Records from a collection
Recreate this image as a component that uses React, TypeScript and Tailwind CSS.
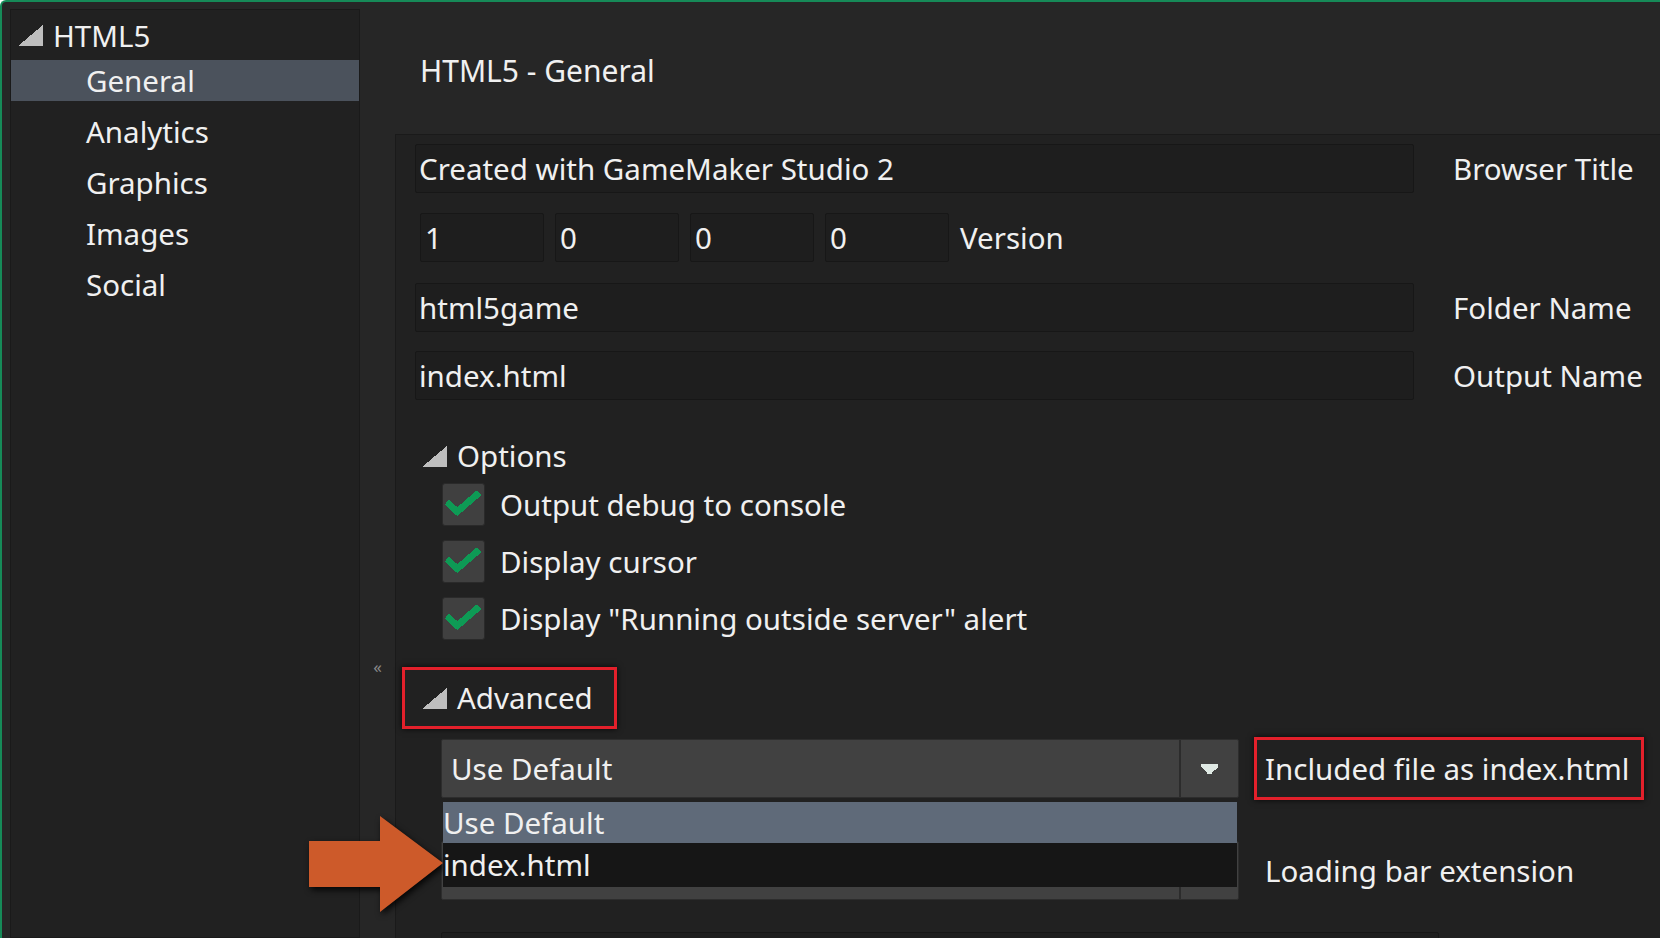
import React from 'react'

const font = { fontFamily: '"Noto Sans", "Open Sans", sans-serif' }

function Tri({ className = '' }: { className?: string }) {
  return (
    <svg width="25" height="21" viewBox="0 0 25 21" className={className} shapeRendering="crispEdges">
      <polygon points="0,21 25,0 25,21" fill="#bebebe" />
    </svg>
  )
}

function Check() {
  return (
    <div className="w-[43px] h-[43px] bg-[#404040] border border-[#2a2a2a] rounded-[3px] flex items-center justify-center shrink-0">
      <svg width="43" height="43" viewBox="0 0 43 43" shapeRendering="crispEdges">
        <polyline points="4,19 15,29 38,9" fill="none" stroke="#0e9a55" strokeWidth="7" strokeLinejoin="miter" />
      </svg>
    </div>
  )
}

function TextBox({ value, className = '' }: { value: string; className?: string }) {
  return (
    <div className={`h-[49px] bg-[#1e1e1e] border border-[#171717] rounded-[2px] flex items-center pl-[3px] text-[29.5px] leading-none text-[#f0f0f0] ${className}`}>
      {value}
    </div>
  )
}

function Dropdown({ value, children }: { value: string; children?: React.ReactNode }) {
  return (
    <div className="relative w-[798px] h-[59px] bg-[#414141] border border-[#2d2d2d] rounded-[2px] flex">
      <div className="flex-1 flex items-center pl-[9px] text-[29.5px] leading-none text-[#f0f0f0]">{value}</div>
      <div className="w-[59px] border-l-2 border-[#2c2c2c] flex items-center justify-center">
        <svg width="17" height="10" viewBox="0 0 17 10" shapeRendering="crispEdges">
          <polygon points="0,0 17,0 17,3 14,6 11,8 11,10 6,10 6,8 3,6 0,3" fill="#dfe9e4" />
        </svg>
      </div>
      {children}
    </div>
  )
}

const sideItems = ['General', 'Analytics', 'Graphics', 'Images', 'Social']

export default function App() {
  return (
    <div className="relative w-[1660px] h-[938px] overflow-hidden bg-[#262626] border-t-2 border-l-2 border-[#168a58] rounded-tl-[6px] flex text-[#f0f0f0]" style={font}>
      {/* sidebar */}
      <div className="ml-[8px] mt-[7px] w-[350px] bg-[#212121] border border-[#1a1a1a] pt-[5px] shrink-0">
        <div className="h-[41px] flex items-center pl-[7px] gap-[10px]">
          <Tri />
          <span className="text-[29.5px] leading-none">HTML5</span>
        </div>
        <div className="mt-[4px] flex flex-col gap-[10px]">
          {sideItems.map((s, i) => (
            <div key={s} className={`h-[41px] flex items-center pl-[75px] text-[29.5px] leading-none ${i === 0 ? 'bg-[#4b525c]' : ''}`}>
              {s}
            </div>
          ))}
        </div>
      </div>

      {/* collapse strip */}
      <div className="w-[35px] shrink-0 flex justify-center pt-[656px] text-[17px] text-[#8a8a8a] leading-none">«</div>

      {/* main */}
      <div className="flex-1 flex flex-col">
        <div className="h-[132px] flex items-center pl-[25px] pt-[6px] shrink-0">
          <span className="text-[30px] leading-none">HTML5 - General</span>
        </div>
        <div className="flex-1 bg-[#212121] border-t border-l border-[#1a1a1a]">
          <div className="flex items-center mt-[9px] ml-[19px]">
            <TextBox value="Created with GameMaker Studio 2" className="w-[999px]" />
            <span className="ml-[39px] text-[29.5px] leading-none">Browser Title</span>
          </div>

          <div className="flex items-center mt-[20px] ml-[24px] gap-[11px]">
            {['1', '0', '0', '0'].map((v, i) => (
              <TextBox key={i} value={v} className="w-[124px] pl-[4px]" />
            ))}
            <span className="text-[29.5px] leading-none">Version</span>
          </div>

          <div className="flex items-center mt-[21px] ml-[19px]">
            <TextBox value="html5game" className="w-[999px] h-[48px]" />
            <span className="ml-[39px] text-[29.5px] leading-none">Folder Name</span>
          </div>

          <div className="flex items-center mt-[19px] ml-[19px]">
            <TextBox value="index.html" className="w-[999px] h-[48px]" />
            <span className="ml-[39px] text-[29.5px] leading-none">Output Name</span>
          </div>

          <div className="h-[30px] flex items-center mt-[41px] ml-[26px] gap-[10px]">
            <Tri />
            <span className="text-[29.5px] leading-none">Options</span>
          </div>

          <div className="flex flex-col gap-[14px] mt-[12px] ml-[46px]">
            {['Output debug to console', 'Display cursor', 'Display "Running outside server" alert'].map(t => (
              <div key={t} className="flex items-center gap-[15px]">
                <Check />
                <span className="text-[29.5px] leading-none">{t}</span>
              </div>
            ))}
          </div>

          <div className="mt-[27px] ml-[6px] w-[215px] h-[62px] border-[3px] border-[#e3202b] shadow-[0_0_6px_rgba(0,0,0,0.8)] flex items-center pl-[17px] gap-[10px]">
            <Tri />
            <span className="text-[29.5px] leading-none">Advanced</span>
          </div>

          <div className="flex items-center mt-[8px] ml-[45px]">
            <Dropdown value="Use Default">
              <div className="absolute left-[1px] top-[62px] w-[794px] z-10 text-[29.5px] leading-none">
                <div className="h-[41px] bg-[#5f6a79] flex items-center">Use Default</div>
                <div className="h-[44px] bg-[#161616] flex items-center">index.html</div>
              </div>
            </Dropdown>
            <div className="ml-[15px] w-[390px] h-[63px] border-[3px] border-[#e3202b] shadow-[0_0_6px_rgba(0,0,0,0.8)] flex items-center pl-[8px] text-[29.5px] leading-none">
              Included file as index.html
            </div>
          </div>

          <div className="flex items-center mt-[41px] ml-[45px]">
            <Dropdown value="" />
            <span className="ml-[26px] text-[29.5px] leading-none">Loading bar extension</span>
          </div>

          <div className="mt-[32px] ml-[45px] w-[998px] h-[49px] bg-[#1e1e1e] border border-[#171717] rounded-[2px]" />
        </div>
      </div>

      {/* annotation arrow */}
      <svg className="absolute left-[298px] top-[806px] drop-shadow-[2px_3px_3px_rgba(0,0,0,0.85)]" width="150" height="112" viewBox="0 0 150 112">
        <polygon points="9,33 80,33 80,8 143,55 80,104 80,79 9,79" fill="#cd5a2a" />
      </svg>
    </div>
  )
}
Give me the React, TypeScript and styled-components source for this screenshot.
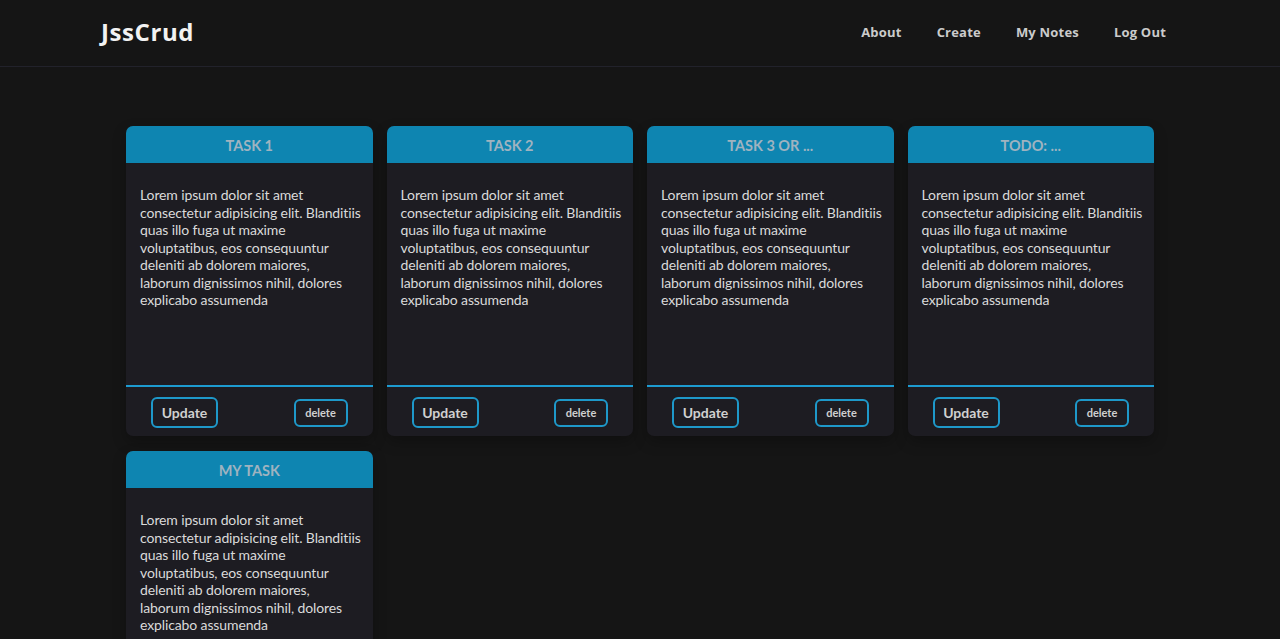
import React from "react";
import styled, { createGlobalStyle } from "styled-components";

const Global = createGlobalStyle`
  html, body { margin: 0; padding: 0; background: #151515; }
  body { font-family: Lato, "Noto Sans", sans-serif; color: #d4d4d4; }
  * { box-sizing: border-box; }
`;

const Header = styled.header`
  height: 67px;
  display: flex;
  align-items: center;
  justify-content: space-between;
  padding: 0 114px 3px 101px;
  border-bottom: 1px solid #22222b;
  background: #151515;
`;

const Logo = styled.div`
  font-family: "Open Sans", sans-serif;
  font-weight: 700;
  font-size: 24px;
  letter-spacing: 0.6px;
  color: #f2f2f2;
`;

const Nav = styled.nav`
  display: flex;
  gap: 35px;
`;

const NavLink = styled.a`
  font-family: "Open Sans", sans-serif;
  font-weight: 700;
  font-size: 13px;
  letter-spacing: 0.2px;
  color: #cbcbcb;
  text-decoration: none;
`;

const Grid = styled.main`
  width: 1028px;
  margin: 59px auto 0;
  display: grid;
  grid-template-columns: repeat(4, 1fr);
  column-gap: 14px;
  row-gap: 15px;
`;

const Card = styled.div`
  background: #1d1c22;
  border-radius: 7px;
  overflow: hidden;
  display: flex;
  flex-direction: column;
  box-shadow: 0 6px 14px rgba(0, 0, 0, 0.25);
`;

const CardHead = styled.div`
  height: 37px;
  padding-top: 2px;
  background: #0e85b1;
  display: flex;
  align-items: center;
  justify-content: center;
  font-weight: 700;
  font-size: 14.5px;
  color: #9fb3c0;
`;

const CardBody = styled.p`
  margin: 0;
  height: 222px;
  padding: 23px 11px 0 14px;
  font-size: 14px;
  line-height: 17.5px;
  color: #dadada;
  letter-spacing: -0.12px;
`;

const CardFoot = styled.div`
  border-top: 2px solid #1d9bd0;
  height: 51px;
  display: flex;
  align-items: center;
  justify-content: space-between;
  padding: 2px 25px 0;
`;

const Btn = styled.button<{ $small?: boolean }>`
  font-family: Lato, sans-serif;
  font-weight: 700;
  background: transparent;
  color: #d0d0d0;
  border: 2px solid #1e98c9;
  border-radius: 6px;
  width: ${(p) => (p.$small ? 54 : 67)}px;
  height: ${(p) => (p.$small ? 28 : 31)}px;
  font-size: ${(p) => (p.$small ? 11 : 14)}px;
  padding: 0;
  cursor: pointer;
`;

const lorem =
  "Lorem ipsum dolor sit amet consectetur adipisicing elit. Blanditiis quas illo fuga ut maxime voluptatibus, eos consequuntur deleniti ab dolorem maiores, laborum dignissimos nihil, dolores explicabo assumenda";

const tasks = ["TASK 1", "TASK 2", "TASK 3 OR ...", "TODO: ...", "MY TASK"];

export default function App() {
  return (
    <>
      <Global />
      <Header>
        <Logo>JssCrud</Logo>
        <Nav>
          <NavLink>About</NavLink>
          <NavLink>Create</NavLink>
          <NavLink>My Notes</NavLink>
          <NavLink>Log Out</NavLink>
        </Nav>
      </Header>
      <Grid>
        {tasks.map((t) => (
          <Card key={t}>
            <CardHead>{t}</CardHead>
            <CardBody>{lorem}</CardBody>
            <CardFoot>
              <Btn>Update</Btn>
              <Btn $small>delete</Btn>
            </CardFoot>
          </Card>
        ))}
      </Grid>
    </>
  );
}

* Task statement *
Establish how many lines of the material above hold the word "React". Nothing but the count should be returned.

* Answer to this task *
5